Children, we are told, need to be around books, they should be part of a child's cultural experience. If you go into the homes of lower achieving kids with behavioural problems not based on special needs, you frequently see a home devoid of reading material.
Books do Furnish a Room - I remember the BBC radio adaptation of Anthony Powell's Dance to the Music of Time, listened avidly so that his books were destined never to furnish my rooms.
In spite of all of that, I look forward to being able to download a book onto a screen and keep it in my bag. I'm a terrible weeder, but then maybe even that comes from reading too much, too much Beckett.

After Smith's, I went to Waitrose. Waitrose has scanners which you can clip onto your trolley and use to scan your own shopping while you shop. Some Sainsburys have that system too.
In my previous limbo time I discovered that in Waitrose I could buy Mott's clamato, make a caesar, make believe. There they were, 100ml bottles sitting on the shelf - so someone else but me MUST be buying them. 100 mls for one pound 35. I ignored them and bought some elderflower water, I'll be back where the clamato is cheap soon enough, but elderflower - that I can only get here.

Austen told me that the Pope had decided to redefine the universe and that Limbo no longer exists. I don't think Anglicans ever had it in the first place. I hope no-one decides that the North Pole where Father Christmas lives doesn't exist, although I remember Kevin telling me that it had moved out of Canada.
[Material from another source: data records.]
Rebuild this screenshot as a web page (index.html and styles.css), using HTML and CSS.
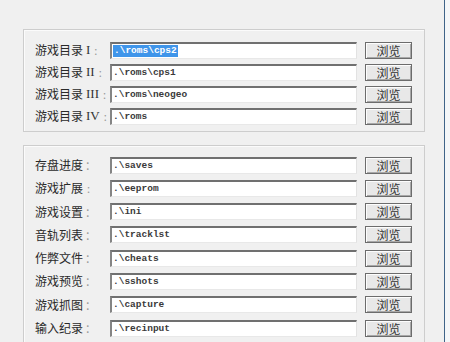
FILE: index.html
```html
<!DOCTYPE html>
<html lang="zh-CN">
<head>
<meta charset="utf-8">
<title>目录设置</title>
<link rel="stylesheet" href="styles.css">
</head>
<body>
<div class="window">
  <div class="group group-dirs">
    <div class="row">
      <div class="label">游戏目录<span class="roman">I</span><span class="colon">:</span></div>
      <div class="field"><span class="sel">.\roms\cps2</span></div>
      <div class="btn">浏览</div>
    </div>
    <div class="row">
      <div class="label">游戏目录<span class="roman">II</span><span class="colon">:</span></div>
      <div class="field">.\roms\cps1</div>
      <div class="btn">浏览</div>
    </div>
    <div class="row">
      <div class="label">游戏目录<span class="roman">III</span><span class="colon">:</span></div>
      <div class="field">.\roms\neogeo</div>
      <div class="btn">浏览</div>
    </div>
    <div class="row">
      <div class="label">游戏目录<span class="roman">IV</span><span class="colon">:</span></div>
      <div class="field">.\roms</div>
      <div class="btn">浏览</div>
    </div>
  </div>

  <div class="group group-misc">
    <div class="row">
      <div class="label">存盘进度<span class="colon wide">：</span></div>
      <div class="field">.\saves</div>
      <div class="btn">浏览</div>
    </div>
    <div class="row">
      <div class="label">游戏扩展<span class="colon">:</span></div>
      <div class="field">.\eeprom</div>
      <div class="btn">浏览</div>
    </div>
    <div class="row">
      <div class="label">游戏设置<span class="colon wide">：</span></div>
      <div class="field">.\ini</div>
      <div class="btn">浏览</div>
    </div>
    <div class="row">
      <div class="label">音轨列表<span class="colon wide">：</span></div>
      <div class="field">.\tracklst</div>
      <div class="btn">浏览</div>
    </div>
    <div class="row">
      <div class="label">作弊文件<span class="colon wide">：</span></div>
      <div class="field">.\cheats</div>
      <div class="btn">浏览</div>
    </div>
    <div class="row">
      <div class="label">游戏预览<span class="colon wide">：</span></div>
      <div class="field">.\sshots</div>
      <div class="btn">浏览</div>
    </div>
    <div class="row">
      <div class="label">游戏抓图<span class="colon wide">：</span></div>
      <div class="field">.\capture</div>
      <div class="btn">浏览</div>
    </div>
    <div class="row">
      <div class="label">输入纪录<span class="colon wide">：</span></div>
      <div class="field">.\recinput</div>
      <div class="btn">浏览</div>
    </div>
  </div>
</div>
</body>
</html>
```

FILE: styles.css
```css
html, body {
  margin: 0;
  padding: 0;
  background: #f4f6f8;
  overflow: hidden;
}

.window {
  box-sizing: border-box;
  width: 445px;
  height: 342px;
  padding: 29px 0 0 23px;
  background: #f0f0f0;
  border-right: 1px solid #3f6388;
  font-family: "Noto Sans CJK SC", "Noto Sans", sans-serif;
  font-size: 12px;
  color: #222;
  overflow: hidden;
}

.group {
  box-sizing: border-box;
  width: 402px;
  border: 1px solid #cdcdcd;
  box-shadow: inset 1px 1px 0 #fbfbfb;
  padding: 0 12px 0 11px;
  display: flex;
  flex-direction: column;
}

.group-dirs {
  height: 103px;
  padding-top: 11px;
  gap: 4px;
}

.group-misc {
  margin-top: 13px;
  height: 197px;
  border-bottom: none;
  padding-top: 10px;
  gap: 5.3px;
}

.row {
  display: flex;
  align-items: center;
  height: 18px;
  flex: none;
}

.label {
  width: 75px;
  flex: none;
  display: flex;
  align-items: center;
  white-space: nowrap;
  line-height: 18px;
  color: #2a2a2a;
}

.roman {
  font-family: "Liberation Serif", serif;
  font-size: 13px;
  margin-left: 3px;
  color: #333;
}

.colon {
  color: #9a9a9a;
  margin-left: 4px;
  font-size: 11px;
}

.colon.wide {
  margin-left: 2px;
}

.field {
  box-sizing: border-box;
  width: 247px;
  height: 17px;
  flex: none;
  background: #fff;
  border-top: 2px solid #707070;
  border-left: 2px solid #858585;
  border-right: 1px solid #e2e2e2;
  border-bottom: 1px solid #e8e8e8;
  padding-left: 1px;
  font-family: "Liberation Mono", monospace;
  font-weight: bold;
  font-size: 9.5px;
  line-height: 13px;
  color: #3a3a3a;
  white-space: nowrap;
  overflow: hidden;
}

.sel {
  display: inline-block;
  background: #3f95ea;
  color: #fff;
  line-height: 12px;
  padding: 0 1px;
}

.btn {
  box-sizing: border-box;
  width: 47px;
  height: 17px;
  margin-left: 8px;
  flex: none;
  display: flex;
  align-items: center;
  justify-content: center;
  background: #e8e8e8;
  border: 1px solid #6c6c6c;
  box-shadow: inset 1px 1px 0 #fdfdfd, inset -1px -1px 0 #a8a8a8;
  color: #333;
  font-size: 12px;
  line-height: 15px;
}
```
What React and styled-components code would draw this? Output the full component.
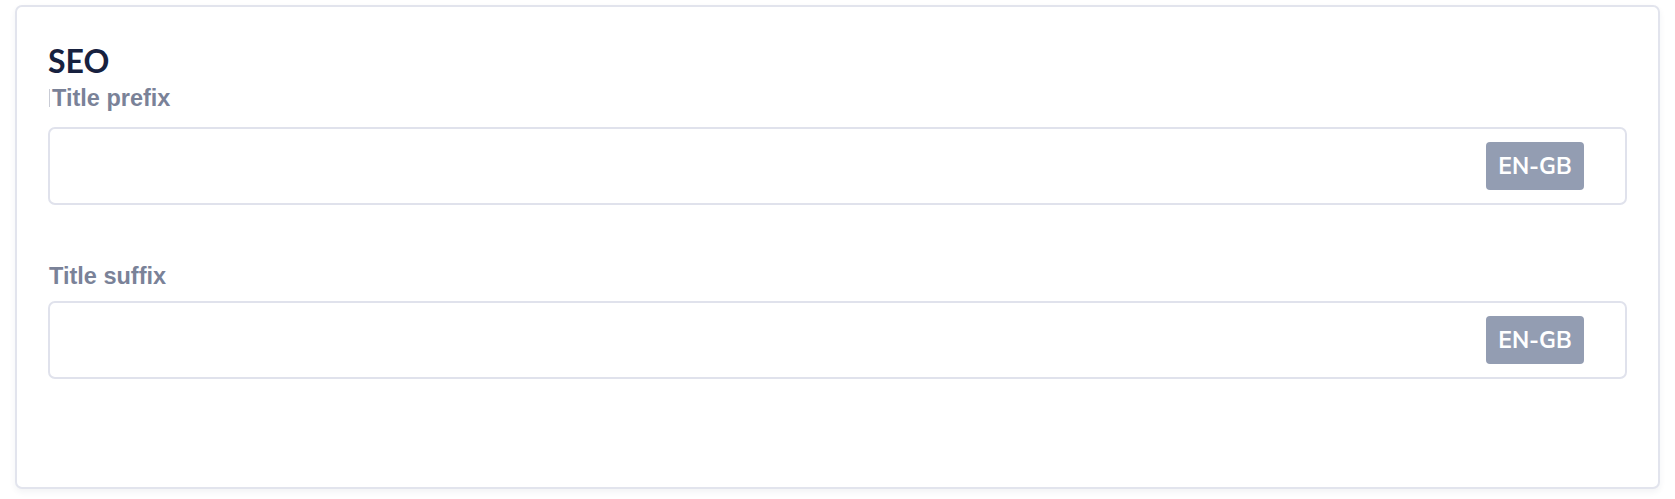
import React from 'react'
import styled, { createGlobalStyle } from 'styled-components'

const GlobalStyle = createGlobalStyle`
    html, body {
        margin: 0;
        padding: 0;
        background: #ffffff;
    }
`

function LocaleField({ label, locale, caret }) {
    return (
        <Field>
            <Label $caret={caret}>
                { caret && <Caret /> }
                { label }
            </Label>
            <InputBox>
                <Input type="text" />
                <Badge>{ locale }</Badge>
            </InputBox>
        </Field>
    )
}

function App() {
    return (
        <Page>
            <GlobalStyle />
            <Card>
                <Heading>SEO</Heading>
                <Fields>
                    <LocaleField label="Title prefix" locale="EN-GB" caret />
                    <LocaleField label="Title suffix" locale="EN-GB" />
                </Fields>
            </Card>
        </Page>
    )
}

export default App


const Page = styled.div`
    width: 1675px;
    height: 499px;
    padding: 5px 15px 0 15px;
    box-sizing: border-box;
`

const Card = styled.section`
    box-sizing: border-box;
    width: 1645px;
    height: 484px;
    border: 2px solid #e2e4ed;
    border-radius: 7px;
    background: #fff;
    box-shadow: 0 3px 6px rgba(40, 50, 90, 0.06);
    padding: 36px 31px 0 31px;
`

const Heading = styled.h2`
    margin: 0 0 5px 0;
    font-family: 'Lato', 'Liberation Sans', sans-serif;
    font-weight: 700;
    font-size: 32px;
    line-height: 35px;
    color: #17213f;
`

const Fields = styled.div`
    display: flex;
    flex-direction: column;
    gap: 56px;
`

const Field = styled.div`
    display: flex;
    flex-direction: column;
`

const Label = styled.label`
    display: flex;
    align-items: center;
    padding-left: 1px;
    height: 30px;
    font-family: 'Liberation Sans', Arial, sans-serif;
    font-weight: 700;
    font-size: 23.5px;
    color: #7a8298;
    margin-bottom: ${props => props.$caret ? '14px' : '10px'};
`

const Caret = styled.span`
    display: inline-block;
    width: 1px;
    height: 18px;
    background: #c9ccd6;
    margin-right: 2px;
`

const InputBox = styled.div`
    box-sizing: border-box;
    display: flex;
    align-items: center;
    height: 78px;
    border: 2px solid #e0e2ec;
    border-radius: 7px;
    padding: 0 41px 0 16px;
`

const Input = styled.input`
    flex: 1;
    border: none;
    outline: none;
    background: transparent;
    font-family: 'Lato', sans-serif;
    font-size: 20px;
`

const Badge = styled.span`
    display: flex;
    align-items: center;
    justify-content: center;
    width: 98px;
    height: 48px;
    border-radius: 4px;
    background: #939db2;
    color: #fff;
    font-family: 'Nunito Sans', 'Lato', sans-serif;
    font-weight: 700;
    font-size: 23px;
`
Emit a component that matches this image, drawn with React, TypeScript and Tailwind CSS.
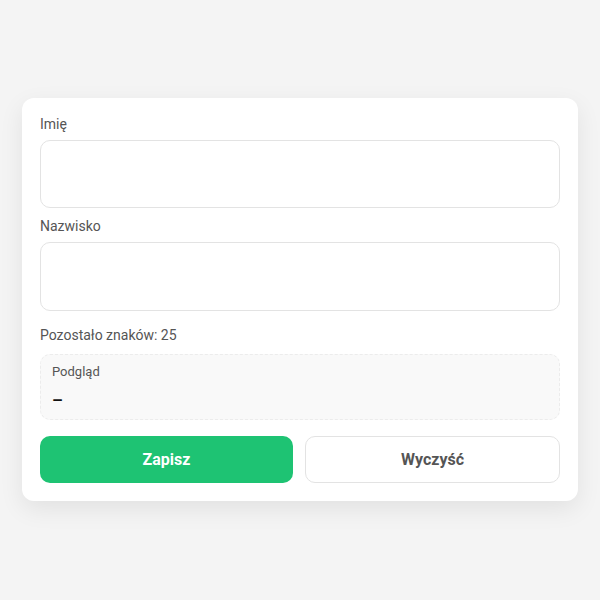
import React from "react";

export default function App() {
  return (
    <div className="min-h-[600px] w-[600px] bg-[#f4f4f4] flex flex-col items-center pt-[98px]" style={{ fontFamily: "Roboto, 'Liberation Sans', sans-serif" }}>
      <div className="w-[556px] bg-white rounded-[12px] shadow-[0_8px_24px_rgba(0,0,0,0.08)] p-[18px] flex flex-col">
        <label className="text-[14px] leading-[16px] text-[#555] mb-[8px]">Imię</label>
        <input className="h-[68px] w-full rounded-[10px] border border-[#e3e3e3] bg-white px-3 outline-none" />
        <label className="text-[14px] leading-[18px] text-[#555] mt-[9px] mb-[7px]">Nazwisko</label>
        <input className="h-[69px] w-full rounded-[10px] border border-[#e3e3e3] bg-white px-3 outline-none" />
        <div className="text-[14px] leading-[18px] text-[#555] mt-[15px]">Pozostało znaków: 25</div>
        <div className="mt-[10px] h-[66px] rounded-[10px] border border-dashed border-[#ececec] bg-[#f9f9f9] px-[11px] pt-[9px]">
          <div className="text-[13px] leading-[16px] text-[#555]">Podgląd</div>
          <div className="mt-[10px] text-[17px] leading-[20px] font-bold text-[#111]">–</div>
        </div>
        <div className="mt-[16px] flex gap-[12px]">
          <button className="flex-1 h-[47px] rounded-[10px] bg-[#1ec373] text-white text-[16px] font-bold">Zapisz</button>
          <button className="flex-1 h-[47px] rounded-[10px] bg-white border border-[#e3e3e3] text-[#555] text-[16px] font-bold">Wyczyść</button>
        </div>
      </div>
    </div>
  );
}
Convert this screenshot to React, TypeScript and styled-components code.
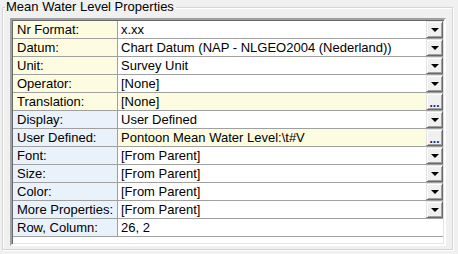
import React, { FC } from 'react';
import styled, { createGlobalStyle } from 'styled-components';

const GlobalStyle = createGlobalStyle`
  html, body {
    margin: 0;
    padding: 0;
    background: #f0f0f0;
    font-family: "Liberation Sans", Arial, sans-serif;
    font-size: 13px;
    color: #000;
  }
`;

const colours = {
  face: '#f0f0f0',
  line: '#a0a0a0',
  dark: '#696969',
  yellow: '#fdfce1',
  blue: '#e9f1fb',
};

const Page = styled.div`
  width: 458px;
  height: 254px;
  padding: 0 5px 0 2px;
  box-sizing: border-box;
`;

const GroupBox = styled.fieldset`
  margin: 0;
  height: 250px;
  box-sizing: border-box;
  border: 1px solid #d5d5d5;
  box-shadow: inset 1px 1px 0 #fff, 1px 1px 0 #fff;
  padding: 0 6px 0 7px;
`;

const Title = styled.legend`
  padding: 0 2px 0 1px;
  margin-left: -5px;
  line-height: 14px;
  font-size: 13px;
`;

const Grid = styled.div`
  margin-top: 4px;
  height: 228px;
  box-sizing: border-box;
  background: #fff;
  border-style: solid;
  border-width: 2px;
  border-color: ${colours.line} #fff #fff ${colours.line};
  box-shadow: inset 1px 1px 0 ${colours.dark}, inset -1px -1px 0 #e3e3e3;
  padding: 1px 1px 0 1px;
`;

const Row = styled.div`
  display: grid;
  grid-template-columns: 105px 1fr;
  height: 18px;
  box-sizing: border-box;
  border-bottom: 1px solid ${colours.line};
`;

const Label = styled.div<{ $tone: 'yellow' | 'blue' }>`
  background: ${p => colours[p.$tone]};
  border-right: 1px solid ${colours.line};
  padding-left: 4px;
  line-height: 17px;
  white-space: nowrap;
`;

const Value = styled.div<{ $highlight?: boolean }>`
  display: flex;
  align-items: stretch;
  background: ${p => (p.$highlight ? colours.yellow : '#fff')};
  min-width: 0;
`;

const ValueText = styled.span`
  flex: 1;
  padding-left: 3px;
  line-height: 17px;
  white-space: nowrap;
  overflow: hidden;
`;

const CellButton = styled.div`
  width: 17px;
  box-sizing: border-box;
  background: ${colours.face};
  border-style: solid;
  border-width: 1px;
  border-color: #e3e3e3 ${colours.dark} ${colours.dark} #e3e3e3;
  box-shadow: inset 1px 1px 0 #fff, inset -1px -1px 0 ${colours.line};
  display: flex;
  align-items: center;
  justify-content: center;
`;

const Arrow = styled.span`
  width: 0;
  height: 0;
  border-left: 4px solid transparent;
  border-right: 4px solid transparent;
  border-top: 4px solid #000;
  margin-top: 1px;
`;

const Dots = styled.span`
  font-size: 12px;
  font-weight: bold;
  line-height: 12px;
  margin-top: 2px;
  color: #1a1a6a;
`;

type Kind = 'drop' | 'more' | 'none';

const rows: { label: string; value: string; kind: Kind; tone: 'yellow' | 'blue' }[] = [
  { label: 'Nr Format:', value: 'x.xx', kind: 'drop', tone: 'yellow' },
  { label: 'Datum:', value: 'Chart Datum (NAP - NLGEO2004 (Nederland))', kind: 'drop', tone: 'yellow' },
  { label: 'Unit:', value: 'Survey Unit', kind: 'drop', tone: 'yellow' },
  { label: 'Operator:', value: '[None]', kind: 'drop', tone: 'yellow' },
  { label: 'Translation:', value: '[None]', kind: 'more', tone: 'yellow' },
  { label: 'Display:', value: 'User Defined', kind: 'drop', tone: 'blue' },
  { label: 'User Defined:', value: 'Pontoon Mean Water Level:\\t#V', kind: 'more', tone: 'blue' },
  { label: 'Font:', value: '[From Parent]', kind: 'drop', tone: 'blue' },
  { label: 'Size:', value: '[From Parent]', kind: 'drop', tone: 'blue' },
  { label: 'Color:', value: '[From Parent]', kind: 'drop', tone: 'blue' },
  { label: 'More Properties:', value: '[From Parent]', kind: 'drop', tone: 'blue' },
  { label: 'Row, Column:', value: '26, 2', kind: 'none', tone: 'blue' },
];

const App: FC = () => {
  return (
    <Page>
      <GlobalStyle />
      <GroupBox>
        <Title>Mean Water Level Properties</Title>
        <Grid>
          {rows.map(r => (
            <Row key={r.label}>
              <Label $tone={r.tone}>{r.label}</Label>
              <Value $highlight={r.kind === 'more'}>
                <ValueText>{r.value}</ValueText>
                {r.kind === 'drop' && (
                  <CellButton>
                    <Arrow />
                  </CellButton>
                )}
                {r.kind === 'more' && (
                  <CellButton>
                    <Dots>...</Dots>
                  </CellButton>
                )}
              </Value>
            </Row>
          ))}
        </Grid>
      </GroupBox>
    </Page>
  );
};

export default App;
On the way to the shops, on the pavement opposite King Edward the seventh's postbox, three goth girls went flying past on roller blades, black hair and long coats trailing out behind them, like twenty-first century witches all in a line. I stopped and watched them. I thought how Shakespeare would make something of this. Sue's dad, Derek, feels that we should celebrate Shakespeare, have a Shakespeare day like Burn's night. I can see his point, but yet Shakespeare is so universal. He wrote about Europe, about history, men, women, Venice, Denmark, Thebes, people, issues. He wrote sonnets and plays, tragedies and comedies. You may argue that 75% of the world's people don't speak English at all so how universal could his work be ? Because what he gave us were essentially stories. The poetry of his language would be lost in translation, but his stories endure, transformed into films, books and other people's plays.
So maybe I have talked myself round, we should celebrate the Bard, eat fish and chips and drink ale, read stories and talk about politics. If only we didn't do that every day of the year anyway, and if only we knew who Shakespeare was.

3 comments:

Anonymous said...

Glad you had a good Burns night. I was once in Kilmarnock visiting my cousin from Edmonton who was doing a teaching exchange for a year in Scotland. It was October when they get two weeks off. I was already in England staying at a friend's house up in N. England and we went off to the highlands and even to Ireland (Belfast and Dublin only) on the break. When we came back we spent a day doing a Robbie Burns tour (the area around Kilmarnock was apparently his home base). So we went to a museum, to his house, to his friend's house, to the tiny pub he used to hang out in and get very drunk I am told. In there we toasted each other "To Robbie Burns" but were corrected by a table full of men (of all ages) next to us. Who told us SLAINTE and I can't remember the rest of the toast. Then they adopted us -- when they discovered we WEREN'T Americans.

Schneewittchen said...

Sounds brilliant Anne. I had read somewhere not so long ago that since Bush had been upsetting everyone, Canadians were being told to wear their maple leaves, make sure everyone knew they were Canadian.

Anonymous said...

Well, I think Canadians have done this for a long time. I remember coming into Heathrow and there was a very long time of "others" and a very loud American said, why don't the damn Canadians go into the line with the Brits. They belong to England anyway, don't they? I had a very real desire to kick him in the nuts.
Then in Florence we were in -- oh you know the museum there -- and a lovely Italian woman was leading our group. I was travelling with my youngest daughter and she was so enjoying the museum and and the art etc. and I heard an American voice in the back saying to his wife (middle aged). Wouldn't you think they could talk English? --(which she was -- albeit with a strong accent, but nevertheless). So there is a reason for the maple leaves.